=== What the task asks ===
Pull out every line of the listing below where "components" appears.

=== Source excerpt ===
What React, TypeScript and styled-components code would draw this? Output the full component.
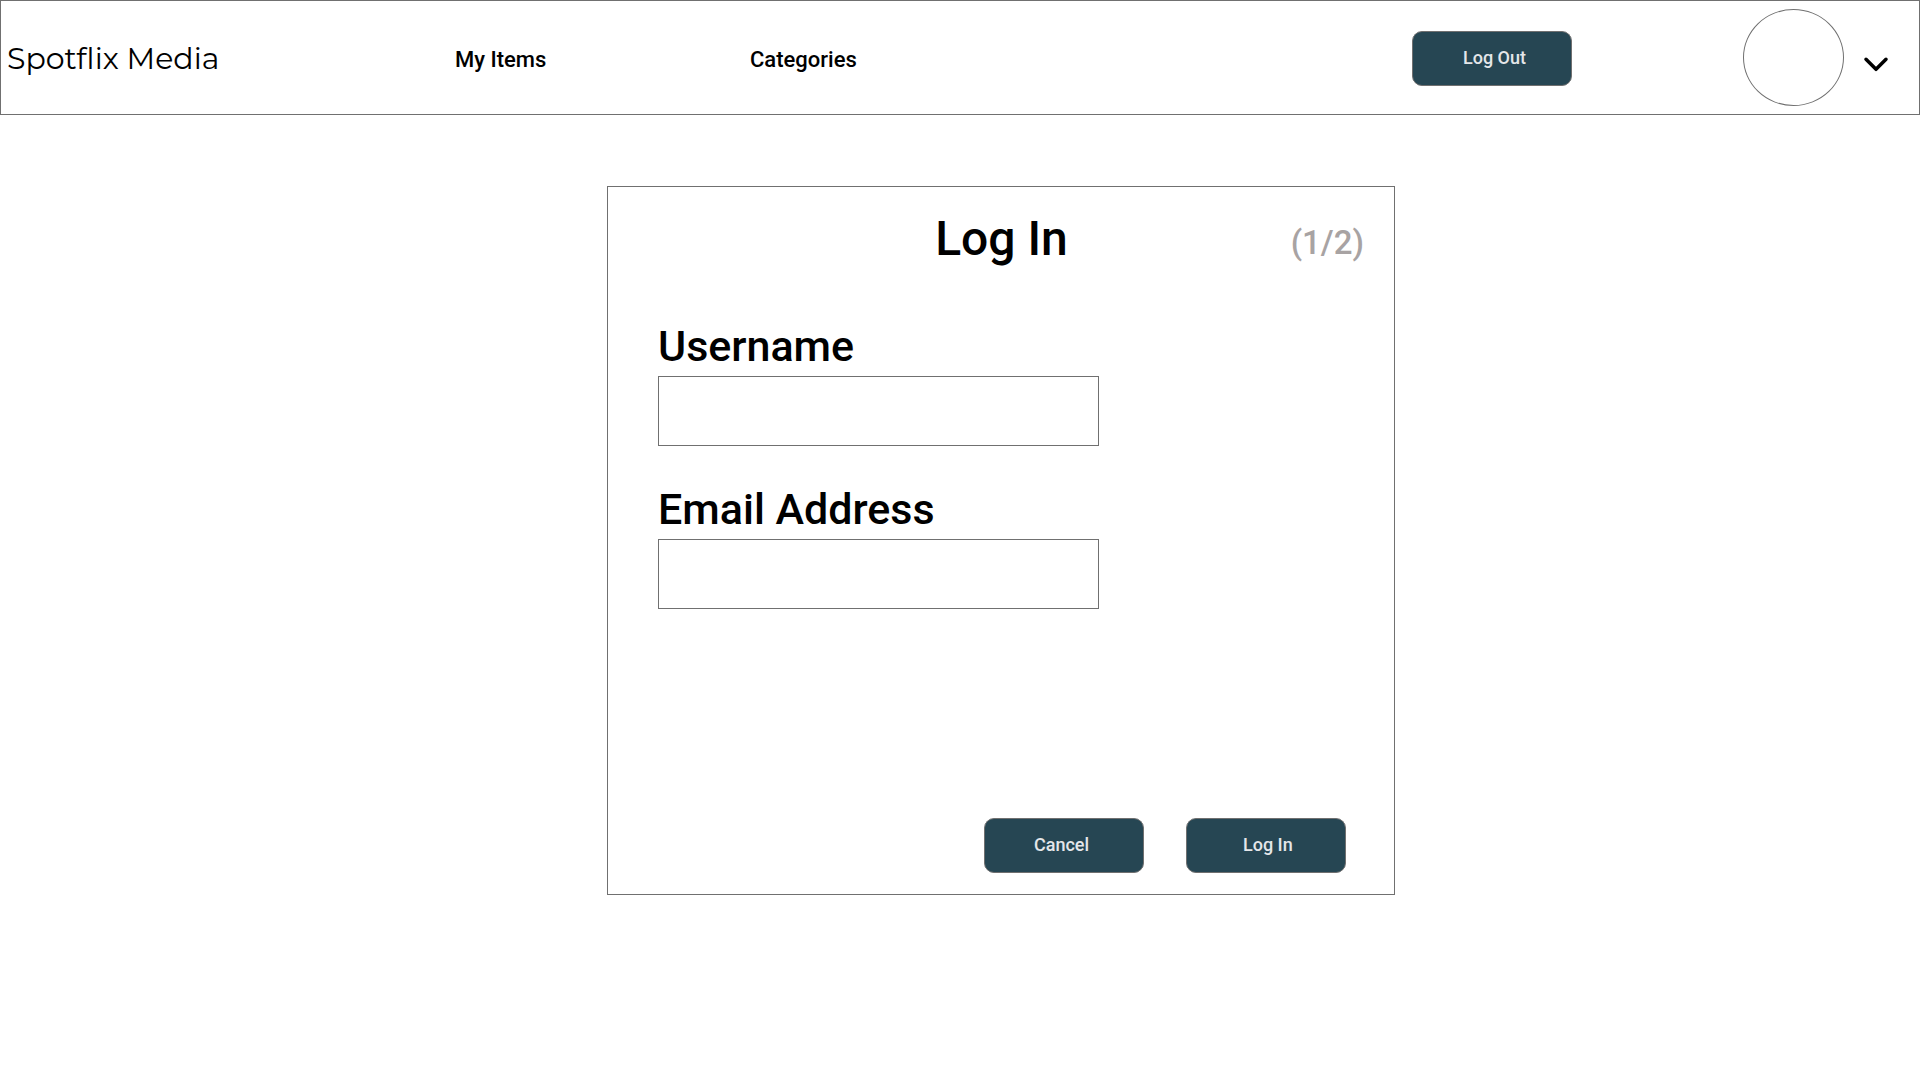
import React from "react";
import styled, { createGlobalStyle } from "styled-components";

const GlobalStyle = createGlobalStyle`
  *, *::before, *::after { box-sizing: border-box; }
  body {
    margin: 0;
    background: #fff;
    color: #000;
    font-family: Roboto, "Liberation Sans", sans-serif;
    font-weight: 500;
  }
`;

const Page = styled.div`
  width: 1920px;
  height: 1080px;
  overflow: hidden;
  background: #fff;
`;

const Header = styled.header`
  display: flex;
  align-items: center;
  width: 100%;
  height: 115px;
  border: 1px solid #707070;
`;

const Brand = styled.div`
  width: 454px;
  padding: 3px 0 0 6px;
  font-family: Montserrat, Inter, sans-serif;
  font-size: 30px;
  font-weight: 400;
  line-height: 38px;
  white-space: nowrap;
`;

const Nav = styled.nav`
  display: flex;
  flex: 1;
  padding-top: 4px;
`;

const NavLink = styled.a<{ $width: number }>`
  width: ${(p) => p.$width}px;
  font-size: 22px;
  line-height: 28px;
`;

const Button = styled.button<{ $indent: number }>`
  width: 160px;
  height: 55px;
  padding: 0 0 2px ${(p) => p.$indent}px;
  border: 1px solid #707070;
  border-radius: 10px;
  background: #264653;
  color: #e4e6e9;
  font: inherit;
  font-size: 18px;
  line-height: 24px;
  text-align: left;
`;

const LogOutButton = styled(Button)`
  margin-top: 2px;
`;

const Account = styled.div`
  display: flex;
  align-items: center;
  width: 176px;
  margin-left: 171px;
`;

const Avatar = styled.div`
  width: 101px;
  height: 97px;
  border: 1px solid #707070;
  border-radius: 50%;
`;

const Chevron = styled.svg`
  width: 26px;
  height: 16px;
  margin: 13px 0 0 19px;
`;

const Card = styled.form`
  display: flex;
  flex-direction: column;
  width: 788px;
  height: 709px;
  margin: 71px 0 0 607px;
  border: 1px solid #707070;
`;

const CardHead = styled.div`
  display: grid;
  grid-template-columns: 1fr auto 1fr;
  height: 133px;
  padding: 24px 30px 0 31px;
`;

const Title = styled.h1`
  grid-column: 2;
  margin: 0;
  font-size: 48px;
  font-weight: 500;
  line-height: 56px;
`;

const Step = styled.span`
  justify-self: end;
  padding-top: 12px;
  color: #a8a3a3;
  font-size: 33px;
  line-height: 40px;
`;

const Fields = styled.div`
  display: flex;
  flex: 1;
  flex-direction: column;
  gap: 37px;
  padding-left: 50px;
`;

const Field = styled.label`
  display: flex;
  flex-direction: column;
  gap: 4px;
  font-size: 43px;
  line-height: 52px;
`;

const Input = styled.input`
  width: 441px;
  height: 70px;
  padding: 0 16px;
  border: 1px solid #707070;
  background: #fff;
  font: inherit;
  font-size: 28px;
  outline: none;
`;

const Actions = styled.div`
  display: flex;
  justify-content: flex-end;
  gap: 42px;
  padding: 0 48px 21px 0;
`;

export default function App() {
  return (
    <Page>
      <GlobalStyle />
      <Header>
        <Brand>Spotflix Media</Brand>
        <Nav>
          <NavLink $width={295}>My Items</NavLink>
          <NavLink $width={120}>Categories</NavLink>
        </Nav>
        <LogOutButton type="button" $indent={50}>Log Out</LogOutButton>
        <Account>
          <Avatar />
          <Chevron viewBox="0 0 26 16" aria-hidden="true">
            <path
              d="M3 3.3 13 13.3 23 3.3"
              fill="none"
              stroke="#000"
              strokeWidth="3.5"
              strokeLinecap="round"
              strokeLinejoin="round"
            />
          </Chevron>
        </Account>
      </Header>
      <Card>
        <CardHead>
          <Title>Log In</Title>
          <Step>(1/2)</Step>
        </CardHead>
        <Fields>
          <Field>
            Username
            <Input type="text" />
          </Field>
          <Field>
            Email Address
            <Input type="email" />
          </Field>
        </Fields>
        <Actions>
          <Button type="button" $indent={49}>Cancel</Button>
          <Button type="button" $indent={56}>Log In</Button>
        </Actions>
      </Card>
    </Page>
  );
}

=== Full answer ===
What React, TypeScript and styled-components code would draw this? Output the full component.
import styled, { createGlobalStyle } from "styled-components";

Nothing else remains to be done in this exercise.